In fact, that is where the carburetor bowl vent connects to the crankcase, which was used as the vapour storage location on '70 California and '71 50-state/Canada cars. Don't just go blindly capping and cutting and disabling stuff; fix it right or upgrade it correctly. See here.

There is no throttle kicker.
 
So what I'm reading is I should send it to the breather to enter the crankcase since mine has no canister and goes straight into the crankcase anyways via the nipple on the pump. Correct?
 
Carb bowl vent to extra nipple on fuel pump.
Fuel tank vent to extra nipple on crankcase breather at rear of valve cover.

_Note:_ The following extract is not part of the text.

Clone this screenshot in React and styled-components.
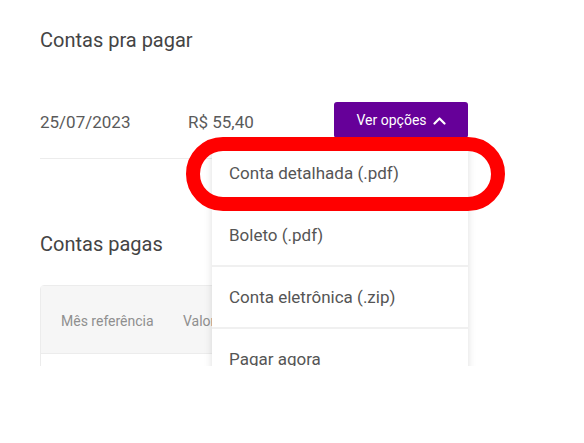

Or, for improved hot start/hot idle behaviour and to eliminate need for special fuel pump, upgrade to a canister using the parts listed in the article I linked in post № 16 of this thread.
 
Yo Dan, that is bizarre! Any pics of this 71 fuel pump? I cant find one let alone a replacement.
 
Wow, who knew! (Well, Dan did...) seems an expensive alternative to another nipple out the breather as its all the same crankcase? Or did they have to get it low. Interesting. Now Im going to be looking for them on those years.
 
I don't think it'd be too difficult to carefully drill an appropriately-sized and -placed hole in the body of a standard fuel pump and install an appropriate hose nipple using JB Weld or similar epoxy.

But really, the canister upgrade is the better deal.